The new net battles feature is interesting but nothing of note; I really only noticed it when I was in Be a Pro mode. The menu presentation is sleek and simple to navigate, but did lag quite a bit when loading certain game modes or options.

Goalie movement improvements were promised, and while they no longer seem to pivot in odd places like they are taped to a stick, there’s not much else to write home about.


The commentary is… lacking to say the least. I know I am spoiled by listening to Hockey Night in Canada on a regular basis, but Doc Emrick and Eddie Olcyzk commentary in this game seems forced, lazy and really dumbed down. Jim Hughson and Craig Simpson used to provide exciting and interesting anecdotes about the teams on the ice, but it seems that EA has done away with this strategy in exchange for a more simplified version of commentary. Think about what it would be like to hear someone describe a game of hockey to someone who has never seen a game before. Ray Ferraro offers an interesting take as the commentator between the benches, but most of it is too general and not team specific enough like for my liking.

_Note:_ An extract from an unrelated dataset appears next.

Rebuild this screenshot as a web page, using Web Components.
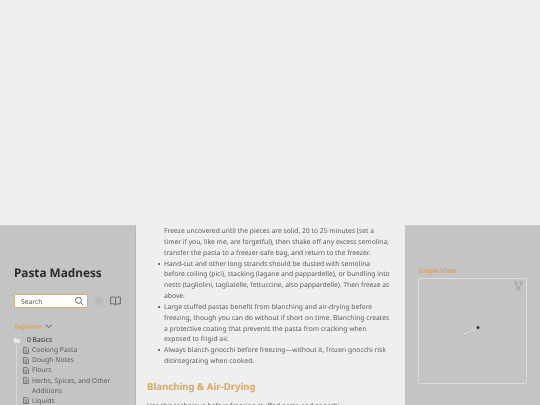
<!DOCTYPE html>
<html>
<head>
<meta charset="utf-8">
<title>Pasta Madness</title>
<style>
    html, body { margin: 0; height: 405px; overflow: hidden; background: #efefef; }
    body { font-family: "Noto Sans", sans-serif; text-rendering: geometricPrecision; }
</style>
</head>
<body>
<pasta-page>
    <side-nav slot="left"></side-nav>
    <article-pane slot="center"></article-pane>
    <graph-panel slot="right"></graph-panel>
</pasta-page>

<script>
// Page shell: blank band on top, three columns below
class PastaPage extends HTMLElement {
    constructor() {
        super();
        const root = this.attachShadow({mode: 'open'});
        root.innerHTML = `
            <style>
                :host { display: block; height: 405px; overflow: hidden; }
                .columns {
                    display: grid;
                    grid-template-columns: 136px 269px 135px;
                    height: 180px;
                    margin-top: 225px;
                    overflow: hidden;
                    filter: blur(.3px);
                }
            </style>
            <div class="columns">
                <slot name="left"></slot>
                <slot name="center"></slot>
                <slot name="right"></slot>
            </div>
        `;
    }
}

class SearchBox extends HTMLElement {
    constructor() {
        super();
        const root = this.attachShadow({mode: 'open'});
        root.innerHTML = `
            <style>
                :host {
                    display: flex;
                    align-items: center;
                    justify-content: space-between;
                    box-sizing: border-box;
                    width: 74px;
                    height: 14px;
                    padding: 0 3px 0 6px;
                    background: #fff;
                    border: 1px solid #dcae7c;
                    border-radius: 1px;
                    font-size: 6.75px;
                    color: #555;
                }
                svg { display: block; }
            </style>
            <span>Search</span>
            <svg width="10" height="10" viewBox="0 0 10 10" fill="none" stroke="#444" stroke-width=".8">
                <circle cx="4.4" cy="4.4" r="3"/>
                <path d="M6.6 6.6 9 9"/>
            </svg>
        `;
    }
}

// One row of the explorer
class TreeItem extends HTMLElement {
    constructor() {
        super();
        const root = this.attachShadow({mode: 'open'});
        root.innerHTML = `
            <style>
                :host {
                    display: flex;
                    gap: 3px;
                    font-size: 6.75px;
                    line-height: 10.15px;
                    color: #5c5c5c;
                }
                svg { flex: none; margin-top: 1.5px; }
            </style>
            <svg width="6" height="7" viewBox="0 0 6 7" fill="none" stroke="#555" stroke-width=".7">
                <path d="M.6.4H3.8L5.4 2V6.6H.6Z"/>
                <path d="M1.8 3H4.2M1.8 4.2H4.2M1.8 5.4H4.2" stroke-width=".5"/>
            </svg>
            <span><slot></slot></span>
        `;
    }
}

class FileTree extends HTMLElement {
    constructor() {
        super();
        const root = this.attachShadow({mode: 'open'});
        root.innerHTML = `
            <style>
                :host { display: block; font-size: 6.75px; line-height: 10.15px; }
                .folder { display: flex; align-items: center; color: #2b2b2b; }
                .folder svg { margin-right: 7px; }
                .children {
                    margin-left: 2px;
                    padding-left: 6px;
                    border-left: 1px solid #d6d6d6;
                }
            </style>
            <div class="folder">
                <svg width="6" height="5" viewBox="0 0 6 5"><path d="M0 0H2.4L3 1H6V5H0Z" fill="#e8e8e8"/></svg>
                <span>0 Basics</span>
            </div>
            <div class="children"><slot></slot></div>
        `;
    }
}

class SideNav extends HTMLElement {
    constructor() {
        super();
        const root = this.attachShadow({mode: 'open'});
        root.innerHTML = `
            <style>
                :host {
                    display: block;
                    box-sizing: border-box;
                    width: 136px;
                    padding: 39px 0 0 14px;
                    background: #c4c4c4;
                    border-right: 1px solid #dcae7c;
                    overflow: hidden;
                }
                h1 {
                    margin: 0 0 12px;
                    font-size: 11.8px;
                    line-height: 18px;
                    font-weight: 700;
                    color: #2b2b2b;
                }
                .tools { display: flex; align-items: center; gap: 6px; margin-bottom: 13px; }
                svg { display: block; }
                .explorer {
                    display: flex;
                    align-items: center;
                    gap: 3px;
                    margin-bottom: 3px;
                    font-size: 6.75px;
                    line-height: 11px;
                    font-weight: 700;
                    color: #d9a55f;
                }
            </style>
            <h1>Pasta Madness</h1>
            <div class="tools">
                <search-box></search-box>
                <svg width="10" height="10" viewBox="0 0 10 10" fill="none" stroke="#9a9a9a" stroke-width=".6">
                    <circle cx="5" cy="5" r="2"/>
                    <path d="M5 0V1.6M5 8.4V10M0 5H1.6M8.4 5H10M1.5 1.5 2.6 2.6M7.4 7.4 8.5 8.5M1.5 8.5 2.6 7.4M7.4 2.6 8.5 1.5"/>
                </svg>
                <svg width="11" height="10" viewBox="0 0 11 10" fill="none" stroke="#555" stroke-width=".8">
                    <path d="M5.5 1.8C4.5 1 2.5.8.6 1.2V8C2.5 7.6 4.5 7.8 5.5 8.8 6.5 7.8 8.5 7.6 10.4 8V1.2C8.5.8 6.5 1 5.5 1.8ZM5.5 1.8V8.8"/>
                </svg>
            </div>
            <div class="explorer">
                <span>Explorer</span>
                <svg width="8" height="5" viewBox="0 0 8 5" fill="none" stroke="#444" stroke-width=".9"><path d="M1 .8 3.8 3.6 6.6 .8"/></svg>
            </div>
            <file-tree>
                <tree-item>Cooking Pasta</tree-item>
                <tree-item>Dough Notes</tree-item>
                <tree-item>Flours</tree-item>
                <tree-item>Herbs, Spices, and Other Additions</tree-item>
                <tree-item>Liquids</tree-item>
            </file-tree>
        `;
    }
}

class ArticlePane extends HTMLElement {
    constructor() {
        super();
        const root = this.attachShadow({mode: 'open'});
        root.innerHTML = `
            <style>
                :host {
                    display: block;
                    box-sizing: border-box;
                    width: 269px;
                    padding: 1px 13px 0 11px;
                    background: #efefef;
                    font-size: 6.75px;
                    line-height: 10.85px;
                    color: #5c5c5c;
                    overflow: hidden;
                }
                ul { margin: 0; padding: 0 0 0 17px; list-style: none; }
                li::before {
                    content: "";
                    display: inline-block;
                    width: 2px;
                    height: 2px;
                    margin: 0 4px 1px -6px;
                    background: #444;
                    border-radius: 50%;
                }
                .lead { display: block; }
                h2 {
                    margin: 12px 0 7px;
                    font-size: 9.6px;
                    line-height: 15px;
                    font-weight: 700;
                    color: #d9a55f;
                }
                p { margin: 0; white-space: nowrap; }
            </style>
            <ul>
                <span class="lead">Freeze uncovered until the pieces are solid, 20 to 25 minutes (set a
                timer if you, like me, are forgetful), then shake off any excess semolina,
                transfer the pasta to a freezer-safe bag, and return to the freezer.</span>
                <li>Hand-cut and other long strands should be dusted with semolina
                before coiling (pici), stacking (lagane and pappardelle), or bundling into
                nests (tagliolini, tagliatelle, fettuccine, also pappardelle). Then freeze as
                above.</li>
                <li>Large stuffed pastas benefit from blanching and air-drying before
                freezing, though you can do without if short on time. Blanching creates
                a protective coating that prevents the pasta from cracking when
                exposed to frigid air.</li>
                <li>Always blanch gnocchi before freezing—without it, frozen gnocchi risk
                disintegrating when cooked.</li>
            </ul>
            <h2>Blanching &amp; Air-Drying</h2>
            <p>Use this technique before freezing stuffed pasta and gnocchi.</p>
        `;
    }
}

class GraphPanel extends HTMLElement {
    constructor() {
        super();
        const root = this.attachShadow({mode: 'open'});
        root.innerHTML = `
            <style>
                :host {
                    display: block;
                    box-sizing: border-box;
                    width: 135px;
                    padding: 41px 0 0 13px;
                    background: #c4c4c4;
                    overflow: hidden;
                }
                h3 {
                    margin: 0 0 2px;
                    font-size: 6.75px;
                    line-height: 10px;
                    font-weight: 700;
                    color: #d9a55f;
                }
                .graph {
                    position: relative;
                    box-sizing: border-box;
                    width: 109px;
                    height: 106px;
                    border: 1px solid #dbdbdb;
                    border-radius: 2px;
                }
                .graph svg { position: absolute; display: block; }
                .links { left: 0; top: 0; }
                .global { right: 3px; top: 2px; }
            </style>
            <h3>Graph View</h3>
            <div class="graph">
                <svg class="links" width="107" height="104" viewBox="0 0 107 104">
                    <path d="M46.5 54.5 59 48.5" stroke="#e2e2e2" stroke-width=".8"/>
                    <circle cx="46.5" cy="54.5" r="1.5" fill="#f0f0f0" stroke="#7f9a8f" stroke-width=".5"/>
                    <circle cx="59" cy="48.5" r="1.5" fill="#2c3a55"/>
                </svg>
                <svg class="global" width="9" height="10" viewBox="0 0 9 10" fill="none" stroke="#8f8f8f" stroke-width=".6">
                    <circle cx="1.7" cy="1.7" r="1.2"/>
                    <circle cx="7.3" cy="1.7" r="1.2"/>
                    <circle cx="4.5" cy="8" r="1.5"/>
                    <path d="M1.7 2.9C1.7 5 3.5 5 4.5 6.5M7.3 2.9C7.3 5 5.5 5 4.5 6.5"/>
                </svg>
            </div>
        `;
    }
}

customElements.define('search-box', SearchBox);
customElements.define('tree-item', TreeItem);
customElements.define('file-tree', FileTree);
customElements.define('side-nav', SideNav);
customElements.define('article-pane', ArticlePane);
customElements.define('graph-panel', GraphPanel);
customElements.define('pasta-page', PastaPage);
</script>
</body>
</html>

As with most sports games, upgraded graphics are always welcome. Every year the stadiums and fans look a bit better and more and more players’ faces are more accurately portrayed. NHL 17 neither exceeds nor fails expectations. Some players resemblances to their real life counterparts is uncanny, while others will leave you scratching your head as to how they were approved to be in game.

Whether you are new to the series or an avid fan, NHL 17 is definitely worth your money this year. With tons of upgrades and new features, it’s fun, exciting, and everything a hockey game should be.